Pedro Pascal: Life before and after Game of Thrones.
Until recently, people were still erroneously addressing Pedro Pascal as Pascal Pedro. But he didn’t mind. Years of struggle in New York’s theatre scene had taught him to take things in stride. Pascal had studied drama in NYU, with his appearances on television after that limited to bit parts in Buffy the Vampire Slayer and a few cop dramas. It took Game of Thrones, playing the part of Oberyn Martell, to make Pascal a household name – at the age of 37, no less.
Since that breakout role, Pascal has been busy. Among other works, he starred opposite Denzel Washington in The Equalizer 2, played a leading role in the Netflix biographical crime series Narcos, and acted as Agent Whiskey in Kingsman: The Golden Circle. There’s more to come, beginning with the titular character in The Mandalorian, which airs on Disney’s new streaming service Disney+ this November. In June next year, Pascal is slated to appear in the next Wonder Woman movie as the villain Maxwell Lord. Clearly, the man’s career has just properly started.
When did you first fall in love with acting?
At a very young age. My father used to take us to the movies three times a week. He’d come home from work and ask if we wanted to go see something, and we would, of course, want to go. I saw First Blood, The Big Chill, and so many other films. There was one summer when my mother would drop me off at the movie theatre as though it was daycare – times were different back then.
I’d watch a few screenings of movies like Poltergeist in one afternoon before she picked me up at six. This exposure to films led to a hobby in acting that my parents were happy I had – at least I wasn’t sitting around watching cable TV all day. It occupied so much of my time and eventually turned into serious training.
Why did you make the shift?
I had to take things more seriously if I wanted to stick with it. It wasn’t just being in love with the idea of appearing in movies and on stage any more – I needed to learn to analyse a story, delve deeper into the various aspects of acting, and learn the technical side of things. What came next was getting jobs to pay the bills. Surviving as an actor, basically.
You took some time to find mainstream success. Did you ever consider quitting?
The confidence definitely fluctuates. I didn’t develop other skills, so my familiar routine was to attend auditions for jobs. One would be enough to pay for rent and food for a while, or I had to wait tables to pay for my expenses. It felt completely desperate because I was really in love with the art of acting and the idea of being a working actor.
But I always got enough work to keep going. I don’t think I would have if I couldn’t get a job in three years or something like that, but such a thing never happened. I would get a role in a tiny little play outside of Boston, or a beer commercial, or an episode of a cop show in the city.

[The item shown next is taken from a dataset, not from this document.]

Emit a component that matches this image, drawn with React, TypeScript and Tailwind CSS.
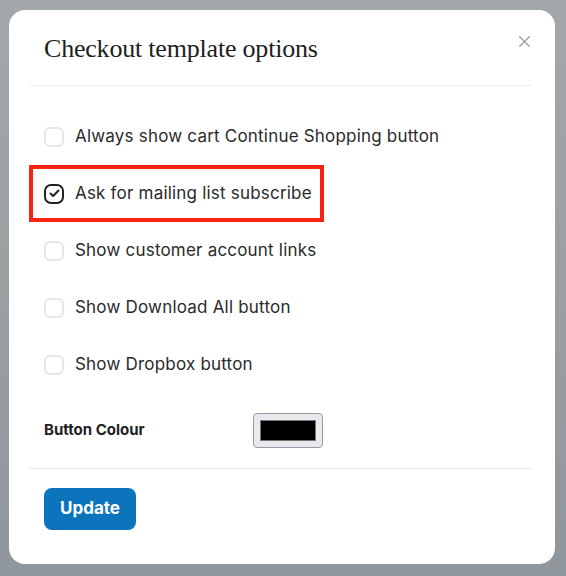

Do you appreciate your popularity more since it came later? How do you think this has influenced the way you approach your status as a celebrity now?
I was definitely more self-assured because my habits and routines were firmly in place and felt more important to me than my newfound success. I know it’s hard for me to describe this, but I just don’t feel famous. That wasn’t part of my development when I was younger, so I came into it “fully cooked”, or maybe even overdone. (laughs) As exciting and as strange as fame can be, it just doesn’t feel as real to me as my relationships, or the fact that my backaches, or how I panic in the morning if I don’t know exactly where I can get my coffee. Those things have much higher stakes to me than the public’s perception of who I am.
Can you identify a reason for your success? Did it make sense for to you when it “arrived”, perhaps because you thought you were becoming a better actor, or was it pure luck?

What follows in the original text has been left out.